Back in 2008 the Marvel Cinematic Universe came in with its second movie, the Incredible Hulk. Nowadays it’s regarded as one of the biggest missteps in the MCU and is often forgotten in the shadow of other movies that preceded it. After Mark Ruffalo took up the character in the Avengers, that was the last time anyone ever gave a thought to the movie as little to none of the events that transpired in it tie into the universe. But if one looks closely there are hints of incredible that few MCU fans would have thought of.
Now for those who are unaware, back when the whole MCU was but a dream, there was another Hulk movie in 2003 directed by Ang Lee which turned out to be incredibly misguided as it was too dramatic, slow paced, and overall just made a giant smashing green monster boring. However this film has a brilliant opening credit sequence regarding Bruce’s origin story about how he’s a scientist working on a gamma radiation experiment, how it went wrong and endangered his girlfriend Elizabeth Ross who’s the daughter of General Thaddeus “Thunderbolt” Ross, how he was chased by the military, and eventually fled to the Amazon. That is the exact same plot set up of the 2003 movie but it’s changed around enough to avoid connection with that movie. Even if one didn’t see the 2003 movie they could look at the opening and associate it with the Hulk’s origin story. This is the only movie to utilize such a technique in origin story-telling and it’s one that ought to be used more often (looking at you Fantastic Four). There’s no narration in it. Just the visuals and musical score help you understand the story.
Edward Norton was a good choice as Bruce Banner. He has shown doing well in playing characters with two-sided personalities in movies like Fight Club. Mark Ruffalo has done a good job of portraying the character’s struggle and coming to terms with the beast inside of him. But Norton also gave a performance that had the movie been better could easily mesh with the rest of the MCU. A lot of the struggle he goes through, his connections to other characters, etc. is done effectively through his expressions. The way he sees characters like the General and Betty you can sense he’s known these people for a long time. He doesn’t have that much memorable dialogue but when he does you really believe in what he’s saying. To the movie’s credit we do get some good moments of Hulk in action. There’s the scene at the factory where they slowly build him up and the second action sequence at the university where we see the Hulk go all out. The main problem with all this is that while we see the Hulk we don’t experience the Hulk. In later movies such as the Avengers and so forth we experienced the power, damage, and emotional struggle of Banner and Hulk through the enemies he fought. Here, we see the action but don’t experience any of these things as the movie showcases more of Banner’s struggle and less of how it ties into the Hulk.

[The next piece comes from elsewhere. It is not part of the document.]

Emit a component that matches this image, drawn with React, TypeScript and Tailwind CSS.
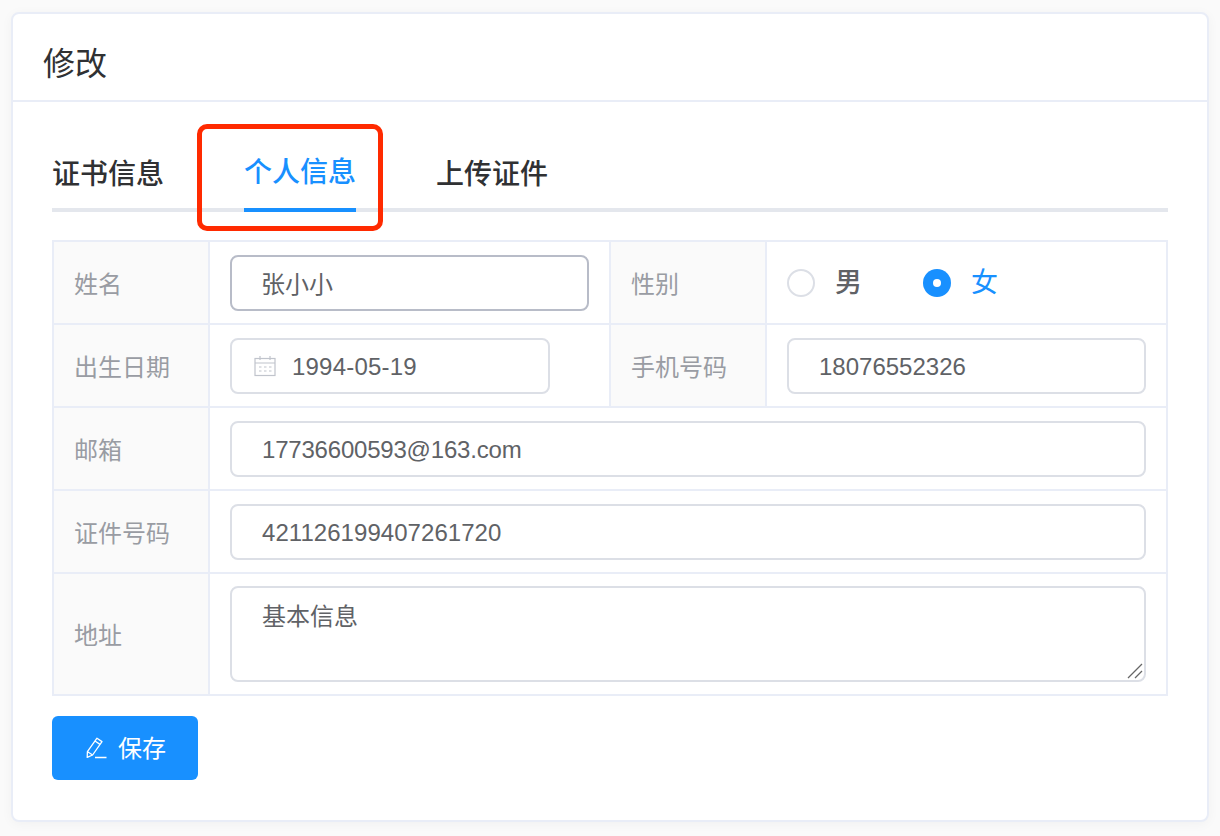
const FONT = "font-['Liberation_Sans','Noto_Sans_CJK_SC',sans-serif]";

const inputClass =
  'h-14 rounded-lg border-2 bg-white pr-4 text-[24px] text-[#606266] outline-none';

function Label({ text }: { text: string }) {
  return (
    <div className="flex w-[156px] shrink-0 items-center border-r-2 border-[#e9edf7] bg-[#fafafa] pl-5 pt-1 text-[24px] text-[#999ca3]">
      {text}
    </div>
  );
}

function CalendarIcon() {
  return (
    <svg width="22" height="22" viewBox="0 0 22 22" fill="none" stroke="#c0c4cc" strokeWidth="1.2">
      <rect x="1" y="3.5" width="20" height="17" />
      <path d="M1 8h20M6 1v4M16 1v4" />
      <path d="M5 12h2.5M10 12h2.5M15 12h2.5M5 16h2.5M10 16h2.5M15 16h2.5" />
    </svg>
  );
}

function PencilIcon() {
  return (
    <svg width="21" height="22" viewBox="0 0 21 22" fill="none" stroke="#fff" strokeWidth="1.3">
      <path d="M11 1.2l5 3.4L6.6 18 1.2 20.4 1.4 14.6z" strokeLinejoin="round" />
      <path d="M9 4l5 3.4M1.6 14.8l5 3.2M9 20.5h11.5" />
    </svg>
  );
}

export default function App() {
  return (
    <div className={`h-[836px] w-[1220px] bg-[#fafafa] pl-[11px] pt-3 ${FONT}`}>
      <div className="h-[810px] w-[1198px] rounded-lg border-2 border-[#e9edf7] bg-white shadow-[0_2px_12px_rgba(0,0,0,0.04)]">
        {/* Header */}
        <div className="flex h-[88px] items-center border-b-2 border-[#e9edf7] pl-[30px] pt-[13px] text-[32px] text-[#303133]">
          修改
        </div>

        <div className="relative px-[39px]">
          {/* Tabs */}
          <div className="flex h-[110px] gap-20 border-b-4 border-[#e4e7ed]">
            <div className="flex h-[110px] items-center pt-[35px] text-[28px] font-medium text-[#303133]">证书信息</div>
            <div className="flex h-[110px] items-center border-b-4 border-[#1890ff] pt-[35px] text-[28px] font-medium text-[#1890ff]">
              个人信息
            </div>
            <div className="flex h-[110px] items-center pt-[35px] text-[28px] font-medium text-[#303133]">上传证件</div>
          </div>

          {/* Annotation */}
          <div className="absolute left-[184px] top-[22px] h-[107px] w-[186px] rounded-[10px] border-[5px] border-[#ff2a00]" />

          {/* Form table */}
          <div className="mt-7 w-[1116px] border-2 border-[#e9edf7]">
            <div className="flex h-[83px] border-b-2 border-[#e9edf7]">
              <Label text="姓名" />
              <div className="flex w-[401px] shrink-0 items-start border-r-2 border-[#e9edf7] pl-5 pt-[13px]">
                <input readOnly value="张小小" className={`${inputClass} w-[359px] border-[#b8bcc8] pb-[2px] pl-[29px]`} />
              </div>
              <Label text="性别" />
              <div className="flex items-center pl-5 text-[27px]">
                <span className="h-7 w-7 rounded-full border-2 border-[#dcdfe6] bg-white" />
                <span className="ml-5 pt-[2px] font-medium text-[#606266]">男</span>
                <span className="ml-[61px] flex h-7 w-7 items-center justify-center rounded-full bg-[#1890ff]">
                  <span className="h-2 w-2 rounded-full bg-white" />
                </span>
                <span className="ml-5 pt-[2px] text-[#1890ff]">女</span>
              </div>
            </div>

            <div className="flex h-[83px] border-b-2 border-[#e9edf7]">
              <Label text="出生日期" />
              <div className="flex w-[401px] shrink-0 items-start border-r-2 border-[#e9edf7] pl-5 pt-[13px]">
                <div className="flex h-14 w-80 items-center rounded-lg border-2 border-[#dcdfe6] pl-[22px] text-[24px] text-[#606266]">
                  <CalendarIcon />
                  <span className="ml-4 pt-[2px] tracking-[0.2px]">1994-05-19</span>
                </div>
              </div>
              <Label text="手机号码" />
              <div className="pl-5 pt-[13px]">
                <input readOnly value="18076552326" className={`${inputClass} w-[359px] border-[#dcdfe6] pl-[30px] pt-[2px]`} />
              </div>
            </div>

            <div className="flex h-[83px] border-b-2 border-[#e9edf7]">
              <Label text="邮箱" />
              <div className="pl-5 pt-[13px]">
                <input
                  readOnly
                  value="17736600593@163.com"
                  className={`${inputClass} w-[916px] border-[#dcdfe6] pl-[30px] pt-[2px] tracking-[-0.2px]`}
                />
              </div>
            </div>

            <div className="flex h-[83px] border-b-2 border-[#e9edf7]">
              <Label text="证件号码" />
              <div className="pl-5 pt-[13px]">
                <input
                  readOnly
                  value="421126199407261720"
                  className={`${inputClass} w-[916px] border-[#dcdfe6] pl-[30px] pt-[2px] tracking-[0.05px]`}
                />
              </div>
            </div>

            <div className="flex h-[120px]">
              <Label text="地址" />
              <div className="relative pl-5 pt-3">
                <textarea
                  readOnly
                  value="基本信息"
                  className="block h-24 w-[916px] resize-none rounded-lg border-2 border-[#dcdfe6] bg-white pl-[30px] pr-4 pt-[13px] text-[24px] leading-[32px] text-[#606266] outline-none"
                />
                {/* resize grip */}
                <svg
                  className="absolute bottom-[15px] left-[917px]"
                  width="16"
                  height="16"
                  viewBox="0 0 16 16"
                  fill="none"
                  stroke="#666"
                  strokeWidth="1.3"
                >
                  <path d="M1 15L15 1M8 15l7-7" />
                </svg>
              </div>
            </div>
          </div>

          {/* Save */}
          <button className="mt-5 flex h-16 w-[146px] items-center rounded-md bg-[#1890ff] pl-[34px] text-[24px] text-white">
            <PencilIcon />
            <span className="ml-[11px] pt-[2px]">保存</span>
          </button>
        </div>
      </div>
    </div>
  );
}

Tim Blake Nelson as Mr. Blue/Dr. Samuel Sterns despite him only appearing for a few minutes in the last third gives a lot of weight to his performance. His dialogue generates a lot of mystery and fascination to his character. His performance gives a lot of wonder as to whether he’s an evil mad scientist or whether he’s just eccentric. Towards the end he gets exposed to some of Banner’s blood and he begins to mutate into another monster, which could have led to some interesting development. Maybe the blood could have awakened the mad scientist within or something but he’s never or mentioned again. Even the main villain Blonsky is mentioned to be in a cell.
The Incredible Hulk does portray the Hulk far better than Ang Lee did 5 years prior. It’s not a horrid movie per se but considering what we have now it’s just disappointing that the Hulk will probably never get any real redemption. There’s certainly some incredible stuff about the movie but the titular hero deserves another chance.